*Task statement*. Pick out the lines below that include the string "this".

>> START Data shown

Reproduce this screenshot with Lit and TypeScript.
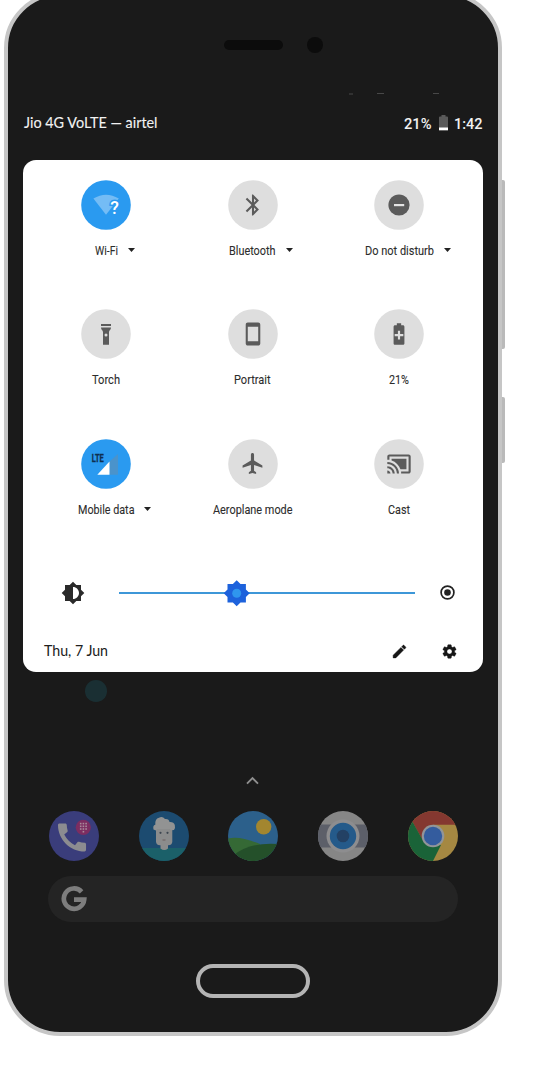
import { LitElement, html, svg, css, nothing } from "lit";
import { customElement, property } from "lit/decorators.js";

/** A run of text drawn to an exact width, for condensed lettering. */
@customElement("fit-text")
class FitText extends LitElement {
  @property() text = "";
  @property({ type: Number }) w = 20;
  @property({ type: Number }) size = 13;
  static styles = css`
    :host { display: block; line-height: 0; }
    svg { display: block; overflow: visible; }
    text { fill: currentColor; stroke: currentColor; stroke-width: var(--heft, 0); }
  `;
  render() {
    return html`<svg width=${this.w} height="18" viewBox="0 0 ${this.w} 18">
      <text x="0" y="14" font-size=${this.size} textLength=${this.w} lengthAdjust="spacingAndGlyphs">${this.text}</text>
    </svg>`;
  }
}

const grey = "#5b5b5b";
const glyph = (d: string, s: number, dy = 0) =>
  svg`<path fill=${grey} transform="translate(${25 - s / 2} ${25 - s / 2 + dy}) scale(${s / 24})" d=${d}/>`;

const tiles = [
  { label: "Wi-Fi", w: 23, on: true, arrow: true, art: svg`
    <path d="M12.4 18.6Q25 10.8 37.8 18.6L25 34.7Z" fill="#74bcf5"/>
    <text x="29.3" y="34" font-size="17.5" font-weight="500" fill="#fff" stroke="#2a9af0" stroke-width="3" paint-order="stroke" textLength="8.6" lengthAdjust="spacingAndGlyphs">?</text>` },
  { label: "Bluetooth", w: 46.5, arrow: true, art: glyph("M17.71 7.71L12 2h-1v7.59L6.41 5 5 6.41 10.59 12 5 17.59 6.41 19 11 14.41V22h1l5.71-5.71-4.3-4.29 4.3-4.29zM13 5.83l1.88 1.88L13 9.59V5.83zm1.88 10.46L13 18.17v-3.76l1.88 1.88z", 25) },
  { label: "Do not disturb", w: 69, arrow: true, art: svg`<circle cx="25" cy="25" r="10.6" fill=${grey}/><rect x="20" y="24" width="10.2" height="2.2" fill="#e4e4e4"/>` },
  { label: "Torch", w: 28, art: svg`<path fill=${grey} d="M20 15h10v2H20zM20 18.6h10c0 2.4-1.8 2.6-2 4.4V35.7h-6V23c-.2-1.8-2-2-2-4.4z"/><circle cx="25" cy="26" r="1.5" fill="#ddd"/>` },
  { label: "Portrait", w: 36.5, art: glyph("M17 1.01L7 1c-1.1 0-1.99.9-1.99 2v18c0 1.1.89 2 1.99 2h10c1.1 0 2-.9 2-2V3c0-1.1-.9-1.99-2-1.99zM17 19H7V5h10v14z", 25) },
  { label: "21%", w: 20, art: glyph("M15.67 4H14V2h-4v2H8.33C7.6 4 7 4.6 7 5.33v15.33C7 21.4 7.6 22 8.33 22h7.33c.74 0 1.34-.6 1.34-1.33V5.33C17 4.6 16.4 4 15.67 4zM16 14h-3v3h-2v-3H8v-2h3V9h2v3h3z", 26) },
  { label: "Mobile data", w: 56.5, on: true, arrow: true, art: svg`
    <text x="10.7" y="22.8" font-size="10" font-weight="700" fill="#0e2f50" stroke="#0e2f50" stroke-width=".3" textLength="12" lengthAdjust="spacingAndGlyphs">LTE</text>
    <path d="M28.5 22.5L37 15V35.7H28.5Z" fill="#4a93cb"/><path d="M16.3 35.7L28.5 22.5V35.7Z" fill="#fff"/>` },
  { label: "Aeroplane mode", w: 79.5, art: glyph("M21 16v-2l-8-5V3.5c0-.83-.67-1.5-1.5-1.5S10 2.67 10 3.5V9l-8 5v2l8-2.5V19l-2 1.5V22l3.5-1 3.5 1v-1.5L13 19v-5.5l8 2.5z", 25, -0.5) },
  { label: "Cast", w: 22, art: glyph("M1 18v3h3c0-1.66-1.34-3-3-3zm0-4v2c2.76 0 5 2.24 5 5h2c0-3.87-3.13-7-7-7zm18-7H5v1.63c3.96 1.28 7.09 4.41 8.37 8.37H19V7zM1 10v2c4.97 0 9 4.03 9 9h2c0-6.08-4.93-11-11-11zm20-7H3c-1.1 0-2 .9-2 2v3h2V5h18v14h-7v2h7c1.1 0 2-.9 2-2V5c0-1.1-.9-2-2-2z", 25.5) },
];

const SUN = "M20 15.31L23.31 12 20 8.69V4h-4.69L12 .69 8.69 4H4v4.69L.69 12 4 15.31V20h4.69L12 23.31 15.31 20H20v-4.69z";
const GEAR = "M19.14 12.94c.04-.3.06-.61.06-.94 0-.32-.02-.64-.07-.94l2.03-1.58c.18-.14.23-.41.12-.61l-1.92-3.32c-.12-.22-.37-.29-.59-.22l-2.39.96c-.5-.38-1.03-.7-1.62-.94l-.36-2.54c-.04-.24-.24-.41-.48-.41h-3.84c-.24 0-.43.17-.47.41l-.36 2.54c-.59.24-1.13.57-1.62.94l-2.39-.96c-.22-.08-.47 0-.59.22L2.74 8.87c-.12.21-.08.47.12.61l2.03 1.58c-.05.3-.09.63-.09.94s.02.64.07.94l-2.03 1.58c-.18.14-.23.41-.12.61l1.92 3.32c.12.22.37.29.59.22l2.39-.96c.5.38 1.03.7 1.62.94l.36 2.54c.05.24.24.41.48.41h3.84c.24 0 .44-.17.47-.41l.36-2.54c.59-.24 1.13-.56 1.62-.94l2.39.96c.22.08.47 0 .59-.22l1.92-3.32c.12-.22.07-.47-.12-.61l-2.01-1.58zM12 15.6c-1.98 0-3.6-1.62-3.6-3.6s1.62-3.6 3.6-3.6 3.6 1.62 3.6 3.6-1.62 3.6-3.6 3.6z";
const PENCIL = "M3 17.25V21h3.75L17.81 9.94l-3.75-3.75L3 17.25zM20.71 7.04c.39-.39.39-1.02 0-1.41l-2.34-2.34c-.39-.39-1.02-.39-1.41 0l-1.83 1.83 3.75 3.75 1.83-1.83z";
const CALL = "M20.01 15.38c-1.23 0-2.42-.2-3.53-.56-.35-.12-.74-.03-1.01.24l-1.57 1.97c-2.83-1.35-5.48-3.9-6.89-6.83l1.95-1.66c.27-.28.35-.67.24-1.02-.37-1.11-.56-2.3-.56-3.53 0-.54-.45-.99-.99-.99H4.19C3.65 3 3 3.24 3 3.99 3 13.28 10.73 21 20.01 21c.71 0 .99-.63.99-1.18v-3.45c0-.54-.45-.99-.99-.99z";

const dots = [];
for (let r = 0; r < 4; r++)
  for (let c = 0; c < 3; c++)
    if (r < 3 || c === 1) dots.push(svg`<rect x=${30.9 + c * 2.7} y=${11.8 + r * 2.7} width="1.6" height="1.6" fill="#a98b9c"/>`);

const apps = [
  svg`<circle cx="25" cy="25" r="25" fill="#3a3d7b"/>
    <path transform="translate(4.3 7.7) scale(1.56)" fill="#8c8c90" d=${CALL}/>
    <circle cx="34.3" cy="16.3" r="7.6" fill="#7c2d61"/>${dots}`,
  svg`<clipPath id="c"><circle cx="25" cy="25" r="25"/></clipPath>
    <circle cx="25" cy="25" r="25" fill="#1c4b70"/>
    <rect y="37" width="50" height="13" fill="#1b6069" clip-path="url(#c)"/>
    <path fill="#8b8c8c" d="M21.5 33h7.5v4.5q-3.7 3-7.5 0z"/>
    <rect x="17" y="14" width="16.3" height="20.3" rx="4" fill="#8b8c8c"/>
    <path fill="#929393" d="M14.5 18.500q-1-4 1.800-4.800-.5-6 3.700-7 3.500-1.700 6 1.300 4-.5 4.500 3 4.300-.3 5.300 3 .8 3-.8 5l-3 .3-1.200-1.300H18l-1 1.500z"/>
    <circle cx="21.5" cy="21.8" r="1.1" fill="#3c4650"/><circle cx="28.5" cy="21.8" r="1.1" fill="#3c4650"/>
    <path d="M23.5 29h3" stroke="#6f5f5f" stroke-width="1"/>`,
  svg`<clipPath id="c"><circle cx="25" cy="25" r="25"/></clipPath><g clip-path="url(#c)">
    <rect width="50" height="50" fill="#2c608b"/><circle cx="35.7" cy="15.7" r="7.7" fill="#a3862f"/>
    <path d="M0 27.5Q12 24.5 32 33V50H0z" fill="#356935"/><path d="M6 44Q22 31 50 33V50H6z" fill="#24502a"/></g>`,
  svg`<clipPath id="c"><circle cx="25" cy="25" r="25"/></clipPath><g clip-path="url(#c)">
    <rect width="50" height="50" fill="#868686"/><rect y="13.5" width="50" height="23" fill="#5c5f69"/></g>
    <circle cx="25" cy="25" r="16.5" fill="#8d8d8f"/><circle cx="25" cy="25" r="13.2" fill="#245a8a"/><circle cx="25" cy="25" r="6.3" fill="#234164"/>`,
  svg`<clipPath id="c"><circle cx="25" cy="25" r="25"/></clipPath><g clip-path="url(#c)">
    <rect width="50" height="50" fill="#a58842"/>
    <path d="M0 0H50V13.7H25L14.5 29L4 10z" fill="#843830"/>
    <path d="M0 6L5.2 12L15.5 30.5L33 34L24.5 51H0z" fill="#1a6338"/></g>
    <circle cx="25" cy="25" r="11.3" fill="#929599"/><circle cx="25" cy="25" r="9.2" fill="#345c9e"/>`,
];

@customElement("app-root")
class AppRoot extends LitElement {
  static styles = css`
    :host { display: block; height: 1078px; overflow: hidden; background: #fff; font-family: Roboto, "Liberation Sans", sans-serif; }
    svg { display: block; flex: none; }
    .device { display: flex; margin-top: -8px; padding-left: 4px; }
    .phone { box-sizing: border-box; width: 498px; height: 1044px; flex: none; border: 4px solid #c6c6c6; border-radius: 56px; background: #1a1a1a; display: flex; flex-direction: column; }
    .keys { display: flex; flex-direction: column; gap: 48px; padding-top: 188px; }
    .key { width: 3px; height: 169px; background: #bababa; border-radius: 0 2px 2px 0; }
    .key.small { height: 66px; }
    .ear { height: 97px; flex: none; box-sizing: border-box; padding: 40.5px 0 0 215.5px; display: flex; gap: 24.5px; }
    .speaker { width: 59px; height: 10px; border-radius: 5px; background: #0c0c0c; margin-top: 3.3px; }
    .lens { width: 16px; height: 16.5px; border-radius: 50%; background: #0c0c0c; }
    .status { height: 64.5px; flex: none; box-sizing: border-box; padding: 19.7px 15.3px 0 15.7px; display: flex; justify-content: space-between; color: #f2f2f2; }
    .carrier, .date { font-family: Lato, "Open Sans", sans-serif; }
    .carrier { margin-top: -.7px; --heft: .1; }
    .right { display: flex; font-weight: 500; }
    .right svg { margin: .5px 6.5px 0 7px; }
    .card { width: 459.4px; height: 512px; flex: none; margin-left: 15.4px; box-sizing: border-box; border-radius: 13px; background: #fff; padding: 20px 9.8px 0; color: #2c2c2c; }
    .tiles { display: grid; grid-template-columns: repeat(3, 146.5px); grid-auto-rows: 129.5px; }
    .tile { display: flex; flex-direction: column; align-items: center; }
    .label { display: grid; grid-template-columns: 1fr auto 1fr; width: 100%; margin: 11px 0 0 -.7px; align-items: center; --heft: .1; }
    .label svg { margin-left: 10px; }
    .bright { display: flex; align-items: center; height: 28px; padding-left: 28.3px; margin-top: 10.5px; }
    .track { margin: 0 24.5px 0 33.7px; }
    .foot { display: flex; align-items: center; padding-left: 11.3px; margin-top: 34.5px; height: 20px; color: #202020; }
    .date { flex: 0 0 347px; }
    .gear { margin-left: 33px; }
    .home { padding-left: 40px; }
    .dot { width: 21.5px; height: 21.5px; border-radius: 50%; background: #1a2f33; margin: 8.5px 0 0 37px; }
    .chev { margin: 74px 0 0 197px; }
    .dock { display: flex; gap: 39.6px; margin: 25.5px 0 0 1.3px; }
    .search { box-sizing: border-box; width: 410px; height: 46px; border-radius: 23px; background: #242424; margin-top: 15px; padding: 10px 0 0 12.5px; }
    .button { box-sizing: border-box; width: 114px; height: 34px; border: 4px solid #b4b4b4; border-radius: 17px; margin: 42px auto 0; }
  `;
  render() {
    return html`<div class="device">
      <div class="phone">
        <div class="ear"><div class="speaker"></div><div class="lens"></div></div>
        <svg width="490" height="2" viewBox="0 0 490 2"><path d="M341 1h4M369 .5h7M425 .5h6" stroke="#484848" stroke-width="1"/></svg>
        <div class="status">
          <fit-text class="carrier" text="Jio 4G VoLTE — airtel" w="133.5" size="15"></fit-text>
          <div class="right">
            <fit-text text="21%" w="27.5" size="15"></fit-text>
            <svg width="9" height="16" viewBox="0 0 9 16"><path d="M2.5 0h4v1.5H8q1 0 1 1V15.3H0V2.5q0-1 1-1h1.5z" fill="#5a5a5a"/><path d="M0 12.5h9v2.8H0z" fill="#fff"/></svg>
            <fit-text text="1:42" w="28.5" size="15"></fit-text>
          </div>
        </div>
        <div class="card">
          <div class="tiles">${tiles.map((t) => html`<div class="tile">
            <svg width="50" height="50" viewBox="0 0 50 50"><circle cx="25" cy="25" r="24.8" fill=${t.on ? "#2a9af0" : "#dedede"}/>${t.art}</svg>
            <div class="label"><span></span><fit-text text=${t.label} w=${t.w} size="12.9"></fit-text>
              ${t.arrow ? html`<svg width="7" height="4" viewBox="0 0 7 4"><path d="M0 0h7L3.5 4z" fill="#222"/></svg>` : nothing}</div>
          </div>`)}</div>
          <div class="bright">
            <svg width="24" height="24" viewBox="0 0 24 24"><path fill="#2a2a2a" d="${SUN}M12 18V6c3.31 0 6 2.69 6 6s-2.69 6-6 6z" fill-rule="evenodd"/></svg>
            <svg class="track" width="296" height="28" viewBox="0 0 296 28"><path d="M0 14H296" stroke="#3d97d8" stroke-width="2"/>
              <path transform="translate(103.9 .4) scale(1.15)" fill="#1d62dc" d=${SUN}/><circle cx="117.7" cy="14.2" r="4.5" fill="#2f96ee"/></svg>
            <svg width="15" height="15" viewBox="0 0 15 15"><circle cx="7.5" cy="7.5" r="6.4" fill="none" stroke="#222" stroke-width="1.7"/><circle cx="7.5" cy="7.5" r="3.3" fill="#222"/></svg>
          </div>
          <div class="foot">
            <fit-text class="date" text="Thu, 7 Jun" w="64" size="15"></fit-text>
            <svg width="17" height="17" viewBox="0 0 24 24"><path fill="#161616" stroke="#161616" stroke-width=".6" d=${PENCIL}/></svg>
            <svg class="gear" width="17" height="17" viewBox="0 0 24 24"><path fill="#161616" stroke="#161616" stroke-width=".6" d=${GEAR}/></svg>
          </div>
        </div>
        <div class="home">
          <div class="dot"></div>
          <svg class="chev" width="15" height="10" viewBox="0 0 15 10"><path d="M2 7.7L7.5 2.2L13 7.7" fill="none" stroke="#8f8f8f" stroke-width="1.9"/></svg>
          <div class="dock">${apps.map((a) => html`<svg width="50" height="50" viewBox="0 0 50 50">${a}</svg>`)}</div>
          <div class="search"><svg width="26" height="26" viewBox="0 0 26 26"><path d="M20.6 5.8A10.2 10.2 0 1 0 23.2 13.6H13" fill="none" stroke="#7d7d7d" stroke-width="4.7"/></svg></div>
        </div>
        <div class="button"></div>
      </div>
      <div class="keys"><div class="key"></div><div class="key small"></div></div>
    </div>`;
  }
}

>> END Data shown

*The answer*.
Reproduce this screenshot with Lit and TypeScript.
    return html`<svg width=${this.w} height="18" viewBox="0 0 ${this.w} 18">
      <text x="0" y="14" font-size=${this.size} textLength=${this.w} lengthAdjust="spacingAndGlyphs">${this.text}</text>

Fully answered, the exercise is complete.